90 Prozent der Deutschen wollen klimaneutrale Wirtschaft

90 Prozent der Deutschen wollen klimaneutrale Wirtschaft
Der Klimawandel macht der Mehrheit der Menschen in Deutschland auch in der Corona-Pandemie große Sorgen. 90 Prozent befürworten deshalb laut einer Studie einen zügigen Umbau der Wirtschaft. Nur ein Viertel findet, dass die Politik genug tut.

Berlin (epd). Trotz der Corona-Pandemie sorgt sich die übergroße Mehrheit der Menschen in Deutschland weiter um den Klimaschutz. Laut der am Donnerstag in Berlin von Bundesumweltministerium und Umweltbundesamt (UBA) vorgestellten Umweltbewusstseinsstudie 2020 halten 70 Prozent den Klimaschutz für weiterhin wichtig. Für 16 Prozent ist er im Corona-Krisenjahr 2020 sogar noch wichtiger geworden. Rund 90 Prozent befürworten demnach einen zügigen und zugleich sozialverträglichen Umbau zu einer nachhaltigen Wirtschaft. Handlungsbedarf sehen die Befragten vor allem in den Bereichen Energie, Landwirtschaft und Verkehr.

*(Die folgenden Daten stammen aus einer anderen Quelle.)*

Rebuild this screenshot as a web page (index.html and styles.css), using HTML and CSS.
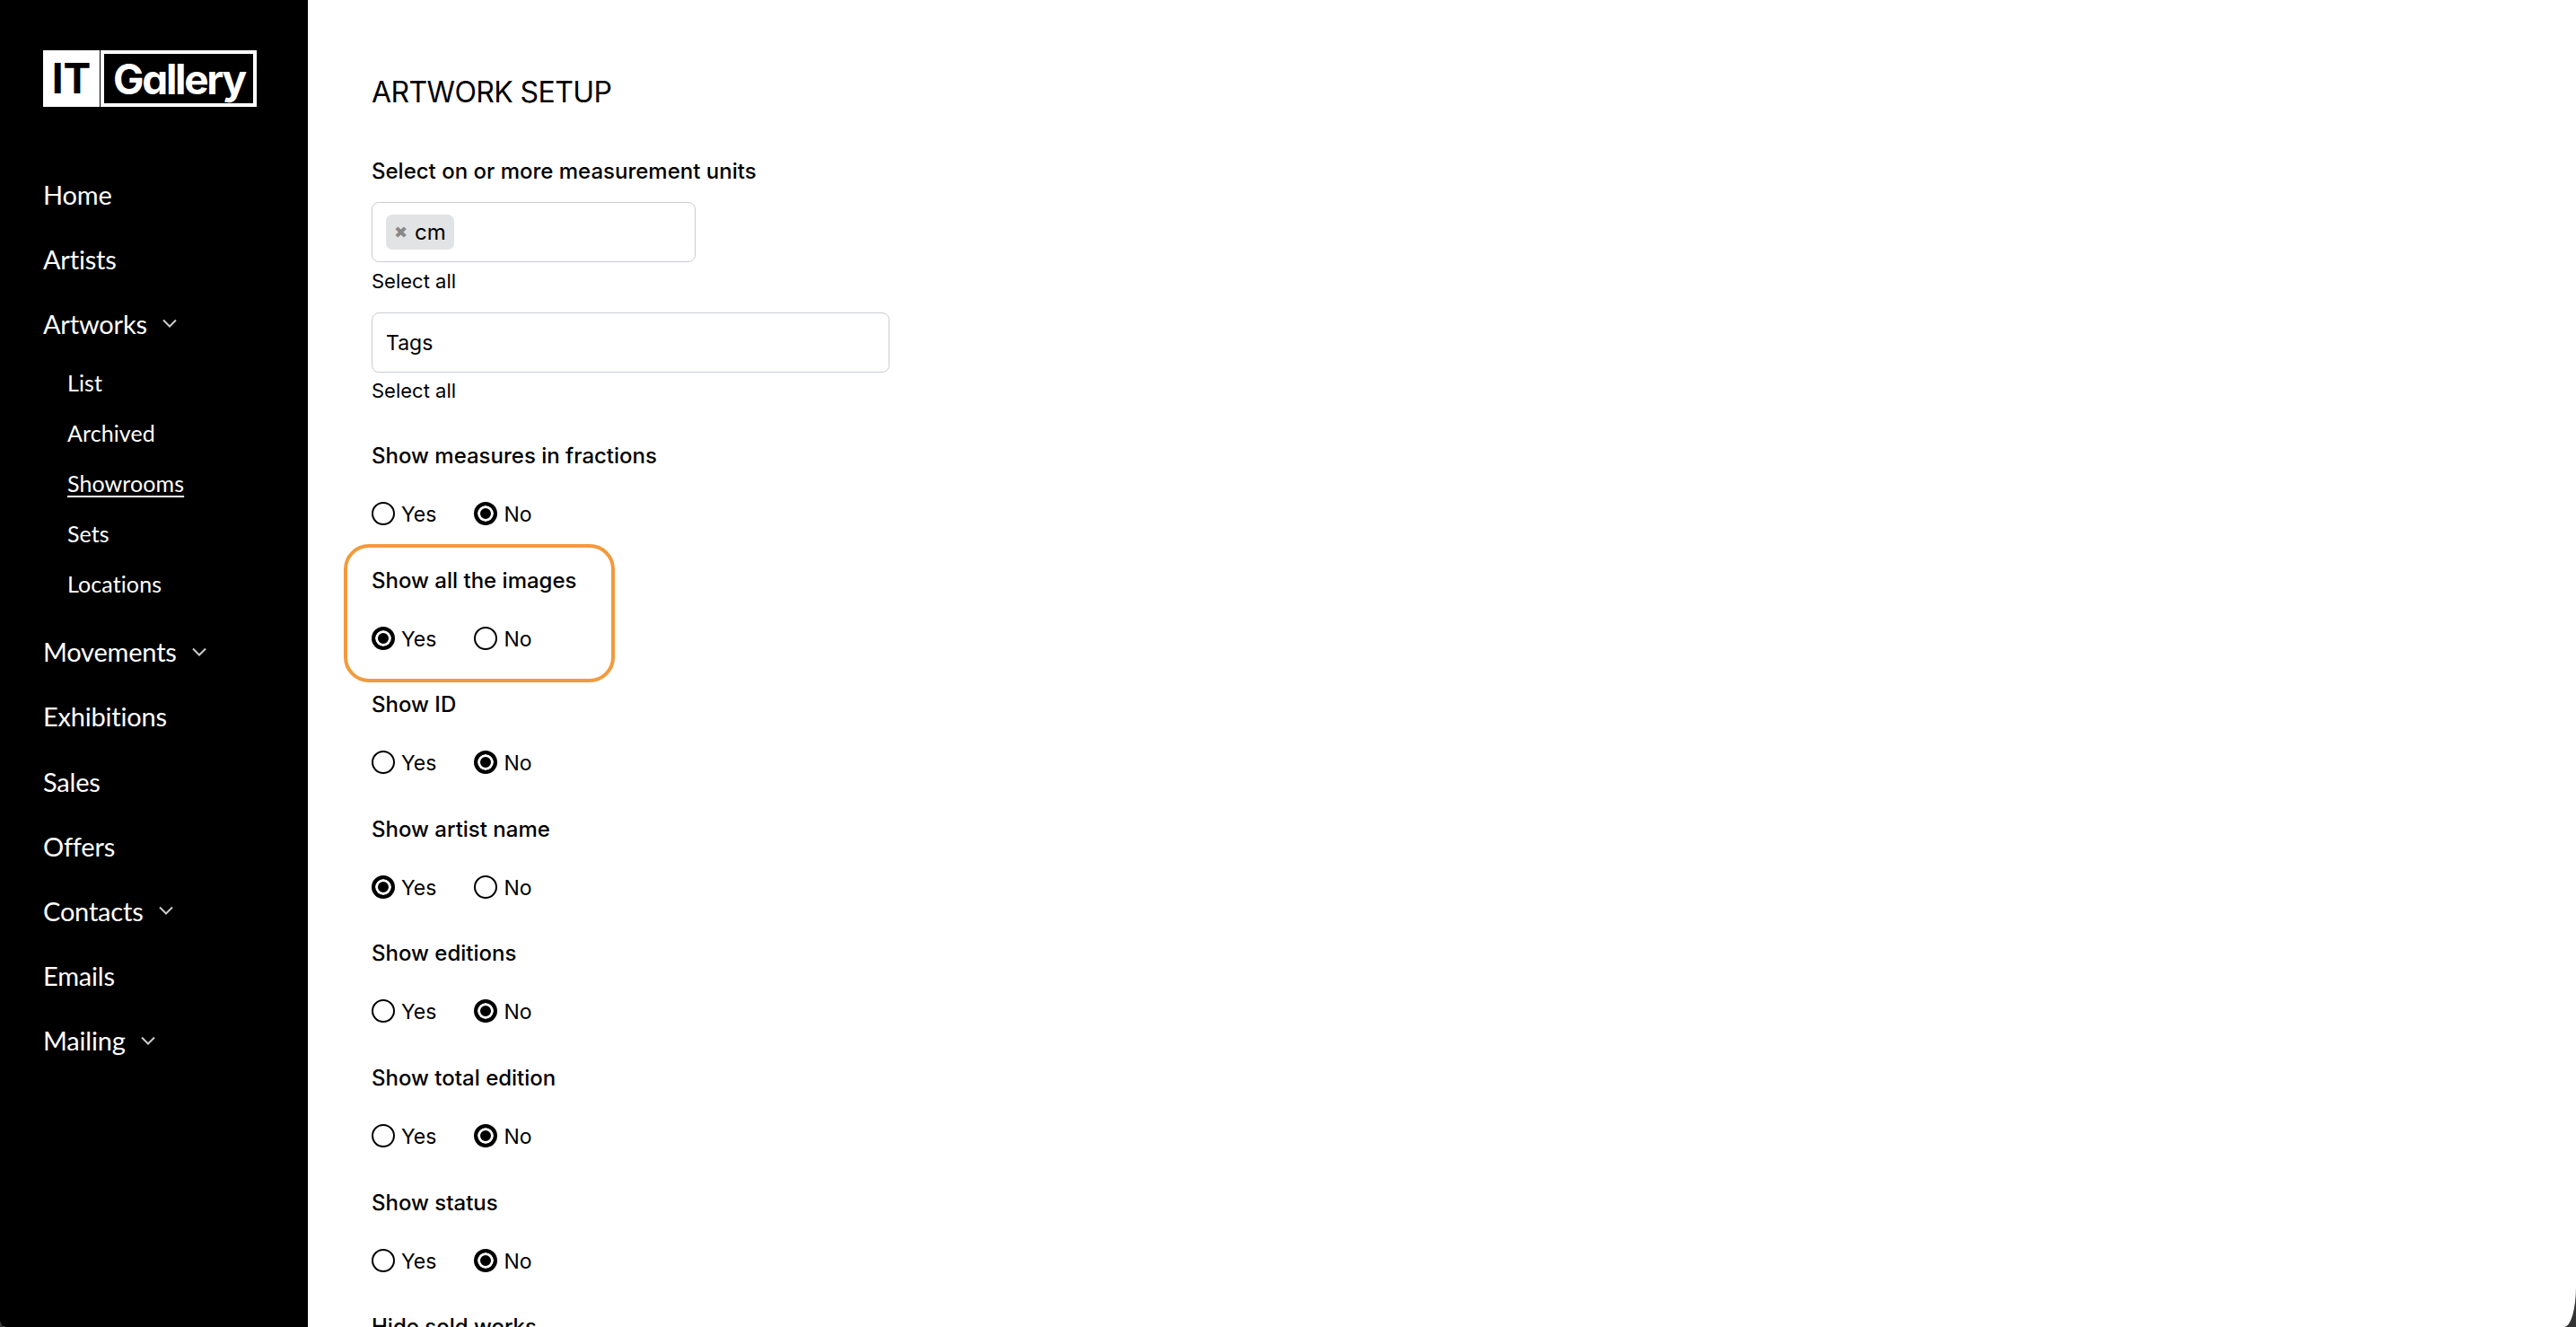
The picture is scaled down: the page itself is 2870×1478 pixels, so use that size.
FILE: index.html
```html
<!DOCTYPE html>
<html lang="en">
  <head>
    <meta charset="UTF-8" />
    <title>IT Gallery | Artwork setup</title>
    <link rel="stylesheet" href="styles.css">
  </head>
  <body>
    <div class="window">
      <!-- Sidebar start -->
      <aside class="sidebar">
        <div class="logo">
          <span class="logo-it">IT</span>
          <span class="logo-gallery">Gallery</span>
        </div>
        <nav class="menu">
          <a class="menu-item">Home</a>
          <a class="menu-item">Artists</a>
          <a class="menu-item">Artworks
            <svg class="chevron" viewBox="0 0 16 10"><path d="M1 1.5l7 7 7-7" /></svg>
          </a>
          <div class="submenu">
            <a class="submenu-item">List</a>
            <a class="submenu-item">Archived</a>
            <a class="submenu-item current">Showrooms</a>
            <a class="submenu-item">Sets</a>
            <a class="submenu-item">Locations</a>
          </div>
          <a class="menu-item">Movements
            <svg class="chevron" viewBox="0 0 16 10"><path d="M1 1.5l7 7 7-7" /></svg>
          </a>
          <a class="menu-item">Exhibitions</a>
          <a class="menu-item">Sales</a>
          <a class="menu-item">Offers</a>
          <a class="menu-item">Contacts
            <svg class="chevron" viewBox="0 0 16 10"><path d="M1 1.5l7 7 7-7" /></svg>
          </a>
          <a class="menu-item">Emails</a>
          <a class="menu-item">Mailing
            <svg class="chevron" viewBox="0 0 16 10"><path d="M1 1.5l7 7 7-7" /></svg>
          </a>
        </nav>
      </aside>
      <!-- Sidebar end -->

      <main class="content">
        <h1>ARTWORK SETUP</h1>

        <p class="field-label">Select on or more measurement units</p>
        <div class="select-box units">
          <span class="tag"><span class="tag-x">&#10006;</span>cm</span>
        </div>
        <a class="select-all">Select all</a>
        <div class="select-box tags">Tags</div>
        <a class="select-all">Select all</a>

        <div class="radio-list">
          <div class="radio-group">
            <p class="field-label">Show measures in fractions</p>
            <div class="radios">
              <label><input type="radio" name="fractions" />Yes</label>
              <label><input type="radio" name="fractions" checked />No</label>
            </div>
          </div>
          <div class="radio-group highlighted">
            <p class="field-label">Show all the images</p>
            <div class="radios">
              <label><input type="radio" name="images" checked />Yes</label>
              <label><input type="radio" name="images" />No</label>
            </div>
          </div>
          <div class="radio-group">
            <p class="field-label">Show ID</p>
            <div class="radios">
              <label><input type="radio" name="id" />Yes</label>
              <label><input type="radio" name="id" checked />No</label>
            </div>
          </div>
          <div class="radio-group">
            <p class="field-label">Show artist name</p>
            <div class="radios">
              <label><input type="radio" name="artist" checked />Yes</label>
              <label><input type="radio" name="artist" />No</label>
            </div>
          </div>
          <div class="radio-group">
            <p class="field-label">Show editions</p>
            <div class="radios">
              <label><input type="radio" name="editions" />Yes</label>
              <label><input type="radio" name="editions" checked />No</label>
            </div>
          </div>
          <div class="radio-group">
            <p class="field-label">Show total edition</p>
            <div class="radios">
              <label><input type="radio" name="total" />Yes</label>
              <label><input type="radio" name="total" checked />No</label>
            </div>
          </div>
          <div class="radio-group">
            <p class="field-label">Show status</p>
            <div class="radios">
              <label><input type="radio" name="status" />Yes</label>
              <label><input type="radio" name="status" checked />No</label>
            </div>
          </div>
          <div class="radio-group">
            <p class="field-label">Hide sold works</p>
          </div>
        </div>
      </main>
    </div>
  </body>
</html>
```
FILE: styles.css
```css
* {
  margin: 0;
  padding: 0;
  box-sizing: border-box;
}
html,
body {
  height: 100%;
  overflow: hidden;
  background-color: #333;
}
.window {
  height: 1478px;
  display: flex;
  overflow: hidden;
  border-bottom-right-radius: 13px 45px;
  border-bottom-left-radius: 6px;
  background-color: #fff;
}

/* sidebar */
.sidebar {
  width: 343px;
  flex-shrink: 0;
  background-color: #000;
  color: #fff;
  padding: 56px 0 0 48px;
  font-family: "Lato", sans-serif;
}
.logo {
  width: 238px;
  height: 63px;
  display: flex;
  font-family: "Inter", sans-serif;
  font-weight: 700;
  font-size: 46px;
  line-height: 57px;
  font-feature-settings: "cv11";
}
.logo-it {
  width: 63px;
  background-color: #fff;
  color: #000;
  text-align: center;
  line-height: 62px;
}
.logo-gallery {
  flex: 1;
  border: 4px solid #fff;
  margin-left: 1px;
  padding-left: 10px;
  letter-spacing: -2.3px;
}
.menu {
  margin-top: 61px;
  display: flex;
  flex-direction: column;
}
.menu-item {
  height: 72.2px;
  display: flex;
  align-items: center;
  font-size: 29px;
  letter-spacing: -0.2px;
}
.chevron {
  width: 16px;
  height: 10px;
  margin-left: 17px;
  fill: none;
  stroke: #ccc;
  stroke-width: 2;
}
.submenu {
  display: flex;
  flex-direction: column;
  padding: 1px 0 12px 27px;
}
.submenu-item {
  height: 56px;
  display: flex;
  align-items: center;
  font-size: 25px;
  letter-spacing: 0.1px;
}
.current {
  text-decoration: underline;
  text-underline-offset: 4px;
}

/* main form */
.content {
  flex: 1;
  padding: 83px 0 0 71px;
  color: #000;
  font-family: "Inter", sans-serif;
}
h1 {
  font-size: 32px;
  line-height: 40px;
  font-weight: 400;
  letter-spacing: -0.6px;
}
.field-label {
  font-size: 24px;
  line-height: 32px;
  font-weight: 500;
}
h1 + .field-label {
  margin-top: 52px;
}
.select-box {
  margin-top: 18px;
  height: 67px;
  border: 1px solid #c9cdd3;
  border-radius: 8px;
  display: flex;
  align-items: center;
  padding-left: 15px;
  font-size: 24px;
}
.units {
  width: 361px;
}
.tags {
  width: 577px;
  margin-top: 20px;
  font-size: 23px;
}
.tags + .select-all {
  margin-top: 6px;
}
.tag {
  height: 39px;
  padding: 0 9px;
  display: flex;
  align-items: center;
  background-color: #e2e3e5;
  border-radius: 7px;
}
.tag-x {
  color: #888;
  font-size: 18px;
  font-family: "DejaVu Sans", sans-serif;
  margin-right: 8px;
}
.select-all {
  display: block;
  margin-top: 7px;
  font-size: 22px;
  line-height: 29px;
}
.radio-list {
  margin-top: 42px;
}
.radio-group {
  position: relative;
  height: 138.6px;
}
.highlighted::after {
  content: "";
  position: absolute;
  left: -31px;
  top: -25px;
  width: 302px;
  height: 154px;
  box-sizing: border-box;
  border: 4px solid #f39a3b;
  border-radius: 28px;
}
.radios {
  display: flex;
  gap: 42px;
  margin-top: 36px;
}
.radios label {
  display: flex;
  align-items: center;
  gap: 7px;
  font-size: 23px;
  line-height: 26px;
}
.radios input {
  appearance: none;
  width: 26px;
  height: 26px;
  margin-top: -2px;
  border: 2px solid #000;
  border-radius: 50%;
  background-color: #fff;
}
.radios input:checked {
  border-width: 4px;
  background-color: #000;
  box-shadow: inset 0 0 0 3px #fff;
}
```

So sprechen sich knapp zwei Drittel der Menschen in Deutschland für ein Tempolimit von 130 Stundenkilometern auf Autobahnen aus. Etwa 90 Prozent wünschen sich, dass das Fahren mit Bussen und Bahnen kostengünstiger und das Angebot ausgeweitet wird. Rund 90 Prozent sehen großen Handlungsbedarf bei der Verringerung von Verpackungsmüll und Lebensmittelabfällen. Knapp zwei Drittel wünschen sich auch ein besseres Angebot an vegetarischen und veganen Produkten und Speisen in Kantinen und Gaststätten.

Die Deutschen stellen dabei den Akteuren im Bereich Umwelt- und Klimaschutz ziemlich schlechte Zeugnisse aus, mit Ausnahme der Umweltverbände. Nur 26 Prozent finden, dass die Bundesregierung genug tut, bei den Städten und Gemeinden sind es 34 Prozent. Am schlechtesten wird das Agieren von Industrie und Wirtschaft beurteilt. Hier finden nur 16 Prozent, dass ausreichend etwas getan wird. Auch ihren eigenen Beitrag zum Klimaschutz schätzen die Befragten mit 21 Prozent nur gering ein.

So kaufen nur ein Viertel (26 Prozent) Bio-Lebensmittel ein, eine Verbesserung um einen Prozentpunkt seit 2019. Nur 40 Prozent benutzen für ihre alltäglichen Wege Fahrrad und Öffentlichen Nahverkehr (plus drei Prozentpunkte).

Dagegen ist bei nur noch zwölf Prozent der Menschen in Deutschland Fleisch ein Muss bei den Hauptmahlzeiten, ein Minus von sieben Prozentpunkten. Den größten Sprung gab es seit der letzten Studie 2019 beim Bezug von Ökostrom von 38 auf 53 Prozent.

Das Umwelt- und Klimaschutzbewusstsein der Menschen sei so hoch wie zuletzt in den 1980er Jahren, sagte der Präsident des Umweltbundesamtes, Dirk Messner: "Damals hatten wir Tschernobyl, das Ozonloch und das Waldsterben. Heute sind es die Dürresommer, die UN-Klimakonferenzen und 'Fridays for Future'." Er sehe dabei einen wichtigen Bewussteinswandel bei den Menschen, sagte Messner: "Den Abschied von dem alten Weltbild, dass Ressourcenverbrauch und Wohlstand zusammen gehören müssen."

Bundesumweltministerin Svenja Schulze (SPD) sagte, dass trotz Corona Umwelt- und Klimaschutz ein Top-Thema für die Menschen in Deutschland bleibe, mache ihr Mut. "Sie wollen Veränderungen und fordern diese auch konkret ein", sagte Schulze. Klimaschutz müsse zur Richtschnur für nahezu alle Politikbereiche werden. "Die Mehrheit der Menschen sieht längst, dass Klimaschutz Arbeitsplätze schafft und unsere Wirtschaft wettbewerbsfähiger macht", so die Bundesumweltministerin.

Für die Umweltbewusstseinsstudie wurden im November und Dezember 2020 etwa 2.000 Bürgerinnen und Bürger befragt. Die repräsentative Umweltbewusstseinsstudie wird seit 1996 alle zwei Jahre veröffentlicht.